Thanks for the LSTM reference; I'll need to continue to get up the learning curve on ML. Intuitively, it seems that if one has reasonable stationarity, then one can learn from the recent past without any fanciness. By analogy, identifying pictures containing ducks will be the same problem today as it will be in a year. However, if in a year, there is no such thing as a duck, but we are using a 1-year look back, it won't work. I'd seen some comments on Q that for the market, certain time-dependent ML techniques should be used. Is that what you are working to implement on Q?

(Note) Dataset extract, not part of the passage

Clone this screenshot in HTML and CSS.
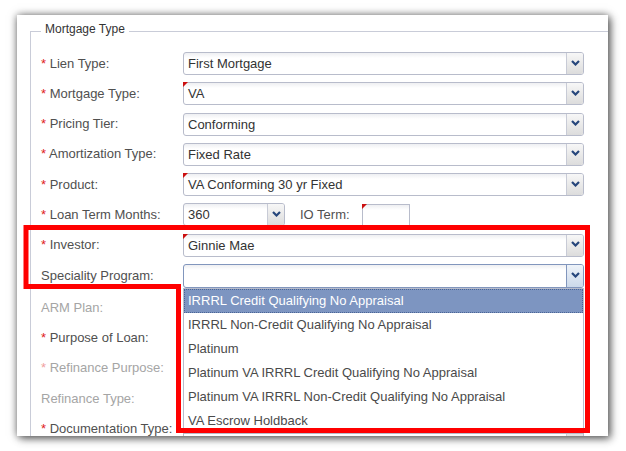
FILE: index.html
```html
<!DOCTYPE html>
<html>
<head>
<meta charset="utf-8">
<link rel="stylesheet" href="styles.css">
</head>
<body>
<div class="card">
  <fieldset class="group">
    <legend>Mortgage Type</legend>
    <div class="form">
      <div class="lbl"><span class="req">*</span> Lien Type:</div>
      <div class="ctl"><div class="sel"><span class="val">First Mortgage</span><span class="btn"><svg width="9" height="6" viewBox="0 0 9 6"><path d="M1 1 L4.5 4.5 L8 1" fill="none" stroke="#26467c" stroke-width="2.2"/></svg></span></div></div>

      <div class="lbl"><span class="req">*</span> Mortgage Type:</div>
      <div class="ctl"><div class="sel dirty"><span class="val">VA</span><span class="btn"><svg width="9" height="6" viewBox="0 0 9 6"><path d="M1 1 L4.5 4.5 L8 1" fill="none" stroke="#26467c" stroke-width="2.2"/></svg></span></div></div>

      <div class="lbl"><span class="req">*</span> Pricing Tier:</div>
      <div class="ctl"><div class="sel"><span class="val">Conforming</span><span class="btn"><svg width="9" height="6" viewBox="0 0 9 6"><path d="M1 1 L4.5 4.5 L8 1" fill="none" stroke="#26467c" stroke-width="2.2"/></svg></span></div></div>

      <div class="lbl"><span class="req">*</span> Amortization Type:</div>
      <div class="ctl"><div class="sel"><span class="val">Fixed Rate</span><span class="btn"><svg width="9" height="6" viewBox="0 0 9 6"><path d="M1 1 L4.5 4.5 L8 1" fill="none" stroke="#26467c" stroke-width="2.2"/></svg></span></div></div>

      <div class="lbl"><span class="req">*</span> Product:</div>
      <div class="ctl"><div class="sel dirty"><span class="val">VA Conforming 30 yr Fixed</span><span class="btn"><svg width="9" height="6" viewBox="0 0 9 6"><path d="M1 1 L4.5 4.5 L8 1" fill="none" stroke="#26467c" stroke-width="2.2"/></svg></span></div></div>

      <div class="lbl"><span class="req">*</span> Loan Term Months:</div>
      <div class="ctl inline">
        <div class="sel short"><span class="val">360</span><span class="btn"><svg width="9" height="6" viewBox="0 0 9 6"><path d="M1 1 L4.5 4.5 L8 1" fill="none" stroke="#26467c" stroke-width="2.2"/></svg></span></div>
        <span class="sublbl">IO Term:</span>
        <div class="txt dirty"></div>
      </div>

      <div class="lbl"><span class="req">*</span> Investor:</div>
      <div class="ctl"><div class="sel dirty"><span class="val">Ginnie Mae</span><span class="btn"><svg width="9" height="6" viewBox="0 0 9 6"><path d="M1 1 L4.5 4.5 L8 1" fill="none" stroke="#26467c" stroke-width="2.2"/></svg></span></div></div>

      <div class="lbl spec">Speciality Program:</div>
      <div class="ctl popwrap">
        <div class="sel focus"><span class="val"></span><span class="btn"><svg width="9" height="6" viewBox="0 0 9 6"><path d="M1 1 L4.5 4.5 L8 1" fill="none" stroke="#26467c" stroke-width="2.2"/></svg></span></div>
        <ul class="pop">
          <li class="hi">IRRRL Credit Qualifying No Appraisal</li>
          <li>IRRRL Non-Credit Qualifying No Appraisal</li>
          <li>Platinum</li>
          <li>Platinum VA IRRRL Credit Qualifying No Appraisal</li>
          <li>Platinum VA IRRRL Non-Credit Qualifying No Appraisal</li>
          <li>VA Escrow Holdback</li>
        </ul>
      </div>

      <div class="lbl off">ARM Plan:</div>
      <div class="ctl"><div class="sel"><span class="val"></span><span class="btn"></span></div></div>

      <div class="lbl"><span class="req">*</span> Purpose of Loan:</div>
      <div class="ctl"><div class="sel"><span class="val"></span><span class="btn"></span></div></div>

      <div class="lbl off"><span class="req off">*</span> Refinance Purpose:</div>
      <div class="ctl"><div class="sel"><span class="val"></span><span class="btn"></span></div></div>

      <div class="lbl off">Refinance Type:</div>
      <div class="ctl"><div class="sel"><span class="val"></span><span class="btn"></span></div></div>

      <div class="lbl"><span class="req">*</span> Documentation Type:</div>
      <div class="ctl"><div class="sel"><span class="val"></span><span class="btn"></span></div></div>
    </div>
  </fieldset>
</div>
<svg class="mark" width="626" height="451" viewBox="0 0 626 451">
  <path d="M26 227.5 H587.5 V430.5 H178.5 V286.5 H26 Z" fill="none" stroke="#ff0000" stroke-width="5" stroke-linejoin="miter"/>
</svg>
</body>
</html>
```
FILE: styles.css
```css
html, body {
  margin: 0;
  padding: 0;
  background: #ffffff;
}
body {
  width: 626px;
  height: 451px;
  overflow: hidden;
  font-family: "Liberation Sans", Arial, sans-serif;
  position: relative;
}
.card {
  margin: 15px 0 0 17px;
  width: 591px;
  height: 421px;
  background: #ffffff;
  overflow: hidden;
  box-sizing: border-box;
  padding: 7px 0 0 13px;
  box-shadow: 0 0 8px rgba(0, 0, 0, 0.5), 3px 3px 8px rgba(0, 0, 0, 0.45);
}
.group {
  margin: 0;
  padding: 12px 0 0 10px;
  border: 1px solid #c9ccd8;
  width: 700px;
  min-height: 480px;
  box-sizing: border-box;
}
.group legend {
  font-size: 12px;
  line-height: 14px;
  color: #333333;
  padding: 0 4px 4px 4px;
  margin-left: 0;
}
.form {
  display: grid;
  grid-template-columns: 142px 401px;
  row-gap: 7.3px;
  align-items: center;
}
.lbl {
  font-size: 13px;
  color: #505050;
  white-space: nowrap;
  line-height: 16px;
}
.lbl.spec {
  align-self: start;
  margin-top: 4px;
}
.lbl.off {
  color: #a5a5a5;
}
.req {
  color: #e02020;
}
.req.off {
  color: #f0a0a0;
}
.ctl {
  position: relative;
  height: 23px;
}
.ctl.popwrap {
  height: 25px;
}
.ctl.inline {
  display: flex;
  align-items: center;
}
.sel {
  position: relative;
  display: flex;
  height: 23px;
  box-sizing: border-box;
  border: 1px solid #b8bccb;
  border-radius: 3px;
  background: linear-gradient(#eeeff2, #ffffff 5px);
}
.sel.short {
  width: 102px;
}
.sel.focus {
  border-color: #8196bd;
  height: 24px;
}
.val {
  flex: 1;
  padding-left: 4px;
  font-size: 13px;
  line-height: 21px;
  color: #333333;
  white-space: nowrap;
  overflow: hidden;
}
.btn {
  width: 17px;
  border-left: 1px solid #c8cbd6;
  border-radius: 0 2px 2px 0;
  background: linear-gradient(#f7f7f7, #dcdcdc);
  display: flex;
  align-items: center;
  justify-content: center;
  padding-bottom: 2px;
  box-sizing: border-box;
}
.sel.focus .btn {
  border-left-color: #8196bd;
  background: linear-gradient(#eef3f9, #ccd9ea);
}
.dirty::before {
  content: "";
  position: absolute;
  top: -1px;
  left: -1px;
  border-top: 5px solid #cc1010;
  border-right: 5px solid transparent;
}
.sublbl {
  font-size: 13px;
  color: #505050;
  margin-left: 15px;
  white-space: nowrap;
}
.txt {
  position: relative;
  width: 48px;
  height: 22px;
  box-sizing: border-box;
  margin-left: 12px;
  border: 1px solid #b8bccb;
  background: linear-gradient(#eeeff2, #ffffff 5px);
}
.pop {
  position: absolute;
  top: 24px;
  left: 0;
  width: 401px;
  margin: 0;
  padding: 0;
  list-style: none;
  background: #ffffff;
  border: 1px solid #b8bccb;
  box-sizing: border-box;
  z-index: 5;
}
.pop li {
  height: 24px;
  line-height: 24px;
  padding-left: 4px;
  font-size: 13px;
  color: #4a4a4a;
  white-space: nowrap;
  box-sizing: border-box;
}
.pop li.hi {
  background: #7d95c1;
  color: #ffffff;
  border: 1px dotted #4a6596;
  line-height: 22px;
  padding-left: 3px;
}
.mark {
  position: absolute;
  left: 0;
  top: 0;
  pointer-events: none;
  z-index: 10;
}
```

Also, regarding your comment "Training does not happen daily" it appears you are using this code within class ML(CustomFactor):

if (not self.init) or (today.weekday() == 0): # Monday  

I suggest sorting out how to move this control to a scheduled function, rather than burying it in the code, if you are developing a general framework/template/workflow. For example, to run the ML on a Monday before trading starts, then scheduling a function on Friday to set a flag would do the trick.

Also, I'm wondering if you could have a control for the degree of ML to be imposed to set the relative factor weights in the alpha combination step? For example, one could have:

alpha_combined = a*alpha_naive + (1-a)*alpha_ML  

By setting a one could control the influence of the ML relative to a naive alpha combination (e.g. equal weights). In the ML lingo, I gather that a would be called a hyper-parameter, to be optimized as part of the development.

Another free tip is that although you do a great job of commenting your code, some accompanying schematics/flow charts/swim lanes/state diagrams/etc. would be really helpful.